“Wow, that’s a bad review”: Tom Holland’s most difficult performance gave him a “kick in the teeth”
On the surface, Tom Holland seems to have it all.
He’s (reportedly) married to global superstar Zendaya, with whom he stars in Marvel’s Spider-Man films, and he possesses the kind of charming British accent that audiences around the world seem to adore.
But his industry is a famously unkind one, and he’s been in it for much longer than other actors his age – Holland broke out onto the scene in 2012 with a critically acclaimed performance in The Impossible, which dramatised the true story of a family torn apart in the devastating 2004 Indian Ocean tsunami.
Holland’s performance of Lucas, the eldest son in a family parented by Naomi Watts and Ewan McGregor, is the beating heart of the film, expertly mixing poignance with pain with skill beyond his years, but at the time, Holland didn’t know that the great reception would come back to haunt him.
Some 11 years on from The Impossible, Holland starred in the Apple TV mini-series, The Crowded Room. This time, the Kingston upon Thames native was challenged with a much darker role: he starred as series lead, Danny Sullivan, a man arrested for his involvement in a shooting in 1979.
Holland, again, is the beating heart of the project, which was based on Daniel Keyes’ 1981 novel The Minds of Billy Milligan and also starred household name Amanda Seyfried, as well as Emmy Rossum and Sasha Lane. It was, he told The Hollywood Reporter at that time, the “hardest thing I’ve ever done”.
Beyond looking off-putting with a scraggle of long, dark hair, Holland’s Vanilla Sky-esque confusion mounts as he sifts back through his memory to understand how a poor, butt-of-the-joke lad like himself could ever be accused of such a heinous crime.
Critics hated it, mostly because his golden boy golden retriever aura, paired with his sweet but undeniable baby face, means he’s condemned to never being taken seriously. Only 27-years-old at the time, Holland took the critique hard.
“It was a kick in the teeth,” he admitted.
“Rolling over, looking up the reviews, and then all of a sudden I was like, ‘Wow. That’s a bad review.’ Sometimes there’s a redeeming quality in there. There was nothing.”
Tom Holland
Holland shied away from the limelight for a little while after that. No wonder, as he admitted earnestly at the time, “This show absolutely broke me in every way possible. I just kept my head down. I dug my heels in, and I just tried my best.” It appears that the dark psychological themes wormed their way into his own head.

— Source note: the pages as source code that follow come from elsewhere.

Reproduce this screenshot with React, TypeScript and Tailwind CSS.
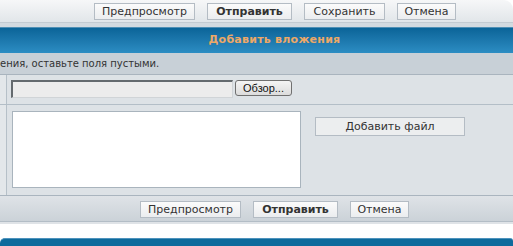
const btn =
  "h-[17px] flex items-center justify-center border border-[#b4bcc4] bg-gradient-to-b from-[#fbfbfb] to-[#ebedef] text-[11px] text-[#333] leading-none";

function ToolbarButtons({ save }: { save?: boolean }) {
  return (
    <div className="flex gap-3">
      <button className={`${btn} w-[101px]`}>Предпросмотр</button>
      <button className={`${btn} w-[85px] font-bold text-[#222]`}>Отправить</button>
      {save && <button className={`${btn} w-[81px]`}>Сохранить</button>}
      <button className={`${btn} w-[59px]`}>Отмена</button>
    </div>
  );
}

export default function App() {
  return (
    <div className="w-[513px] h-[246px] overflow-hidden bg-white font-['DejaVu_Sans',Verdana,sans-serif] text-[#333]">
      {/* top toolbar */}
      <div className="h-[27px] rounded-tr-[9px] bg-gradient-to-b from-[#f6f7f8] to-[#dde2e6] flex flex-col">
        <div className="h-[23px] pl-[94px] pt-[3px] border-b border-[#c3cbd2]">
          <ToolbarButtons save />
        </div>
        <div className="flex-1 bg-[#d3dae0]" />
      </div>

      {/* header */}
      <div className="h-[26px] bg-gradient-to-b from-[#0a6498] to-[#2c8dc3] border-t border-[#4f8fb5] flex items-center justify-center pl-[36px]">
        <span className="text-[11px] font-bold tracking-[0.25px] text-[#eda867]">Добавить вложения</span>
      </div>

      {/* hint */}
      <div className="h-[22px] bg-[#c8d0d7] border-b border-[#a9b4be] flex items-center text-[10px] text-[#333]">
        ения, оставьте поля пустыми.
      </div>

      {/* file row */}
      <div className="flex h-[30px] bg-[#dde2e6] border-b border-[#b3bec7]">
        <div className="w-[7px] bg-[#e3e7ea] border-r border-[#b6c0c8]" />
        <div className="flex items-start pt-[5px] pl-[4px]">
          <div className="w-[222px] h-[18px] bg-[#ececec] border-t-2 border-l-2 border-t-[#646a6e] border-l-[#646a6e] border-r border-b border-r-[#d0d4d7] border-b-[#d0d4d7]" />
          <button className="ml-[2px] w-[57px] h-[16px] rounded-[3px] border border-[#707070] bg-gradient-to-b from-[#f4f4f4] to-[#dcdcdc] text-[11px] leading-none font-['Liberation_Sans',Arial,sans-serif] text-[#111] flex items-center justify-center">
            Обзор...
          </button>
        </div>
      </div>

      {/* textarea row */}
      <div className="flex h-[91px] bg-[#dde2e6] border-b border-[#aab5bf]">
        <div className="w-[7px] bg-[#e3e7ea] border-r border-[#b6c0c8]" />
        <div className="flex items-start pt-[6px] pl-[5px]">
          <textarea className="w-[289px] h-[77px] bg-white border border-[#a9b4bd] resize-none outline-none" />
          <button className="ml-[14px] mt-[6px] w-[150px] h-[19px] border border-[#b4bcc4] bg-[#eceeef] text-[11px] text-[#333] leading-none flex items-center justify-center">
            Добавить файл
          </button>
        </div>
      </div>

      {/* bottom toolbar */}
      <div className="h-[26px] bg-gradient-to-b from-[#dfe3e7] to-[#cbd2d8] border-b border-[#b3bdc6] pl-[140px] pt-[5px]">
        <ToolbarButtons />
      </div>
      <div className="h-[2px] bg-[#dfe3e7]" />

      <div className="h-[14px] bg-white" />

      {/* footer bar */}
      <div className="h-[9px] rounded-tl-[5px] rounded-tr-[3px] bg-[#0e6a9c] border-t border-[#4e93bd]" />
    </div>
  );
}
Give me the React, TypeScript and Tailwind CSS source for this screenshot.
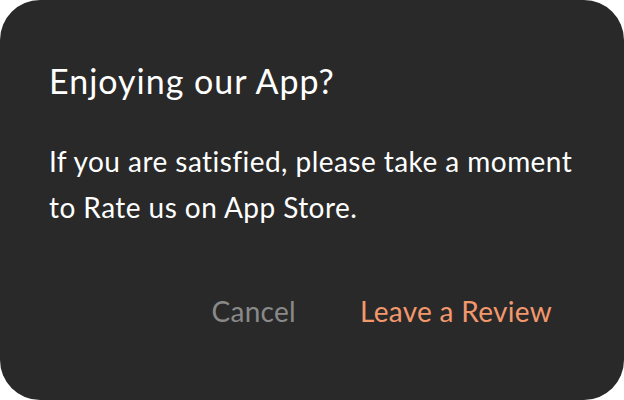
import React from 'react';

const App: React.FC = () => {
  return (
    <div className="w-[624px] h-[400px] bg-white font-['Lato',sans-serif]">
      <div className="w-full h-full bg-[#292929] rounded-[40px] flex flex-col pl-[49px] pr-[72px]">
        <h1 className="mt-[61px] text-[34px] leading-[40px] tracking-[1px] text-white font-normal">
          Enjoying our App?
        </h1>
        <p className="mt-[37px] text-[28px] leading-[46px] tracking-[0.45px] text-white whitespace-nowrap">
          If you are satisfied, please take a moment
          <br />
          to Rate us on App Store.
        </p>
        <div className="mt-auto mb-[73px] flex justify-end items-center gap-[64px]">
          <button className="text-[28px] leading-[32px] tracking-[0.3px] text-[#898989]">Cancel</button>
          <button className="text-[28px] leading-[32px] tracking-[0.3px] text-[#f2986c]">Leave a Review</button>
        </div>
      </div>
    </div>
  );
};

export default App;
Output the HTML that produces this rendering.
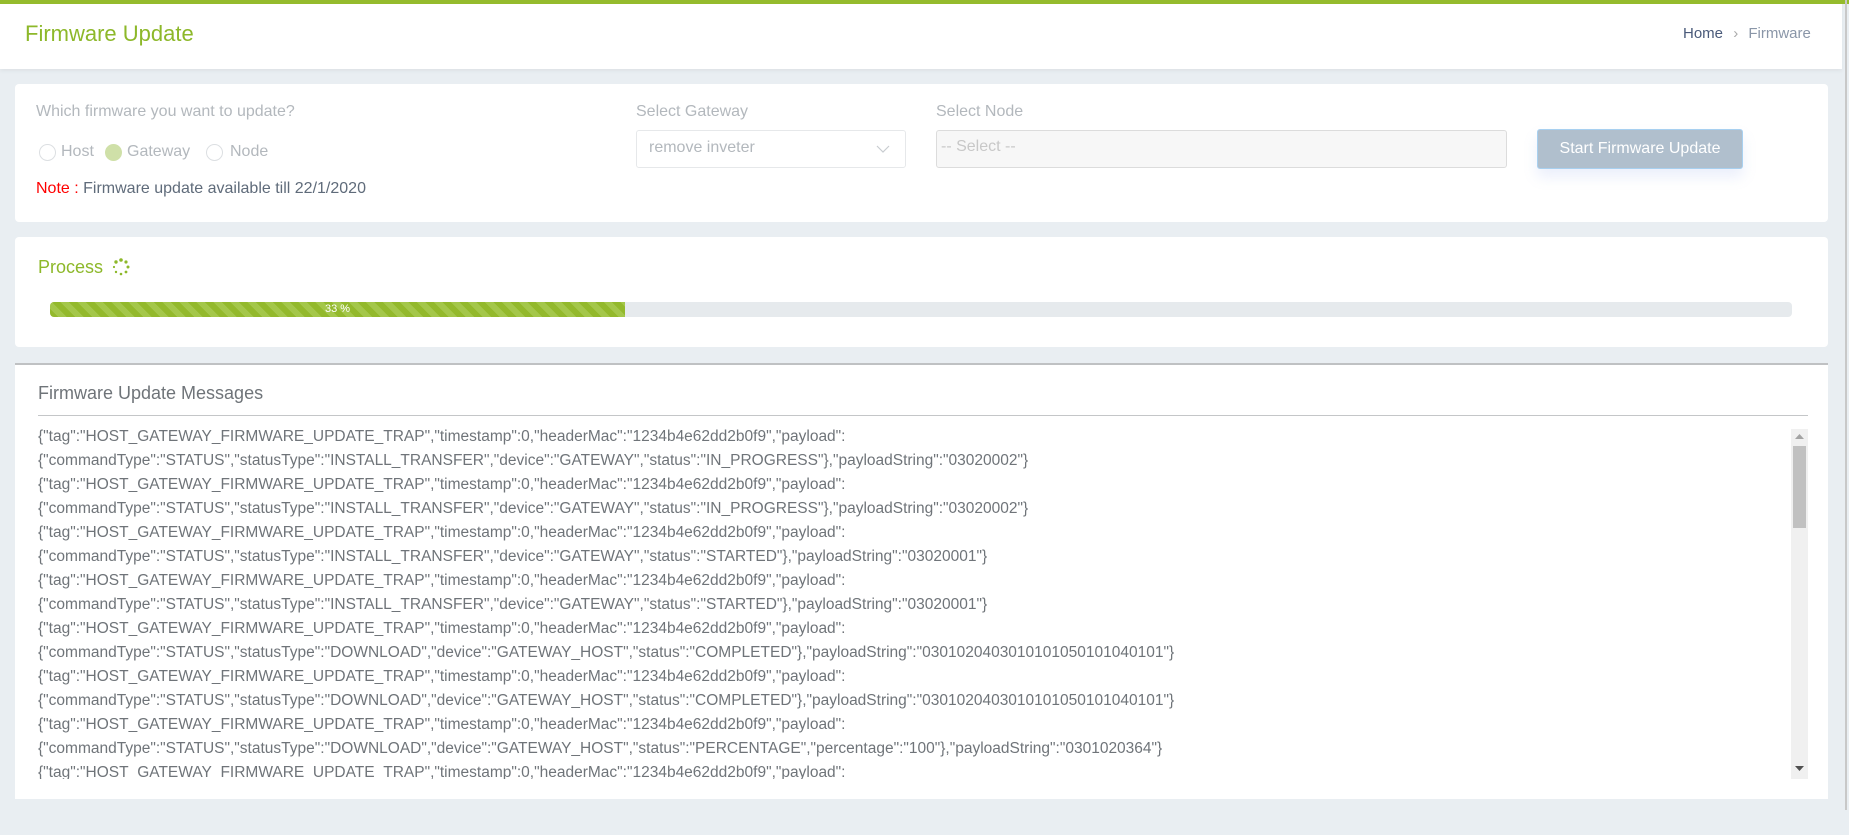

A year after the release of The Crowded Room, Holland tried again to break out of the critical curse that’d somehow befallen him. This time, Holland took to London’s West End in a reproduction of William Shakespeare’s Romeo and Juliet. Again, a lacklustre response: Words like “fine” and “perfectly plausible” seemed to be the best that Holland could land.
Thank God the Spider-Man thing worked out – as British men go, Holland certainly isn’t one of the bad ones.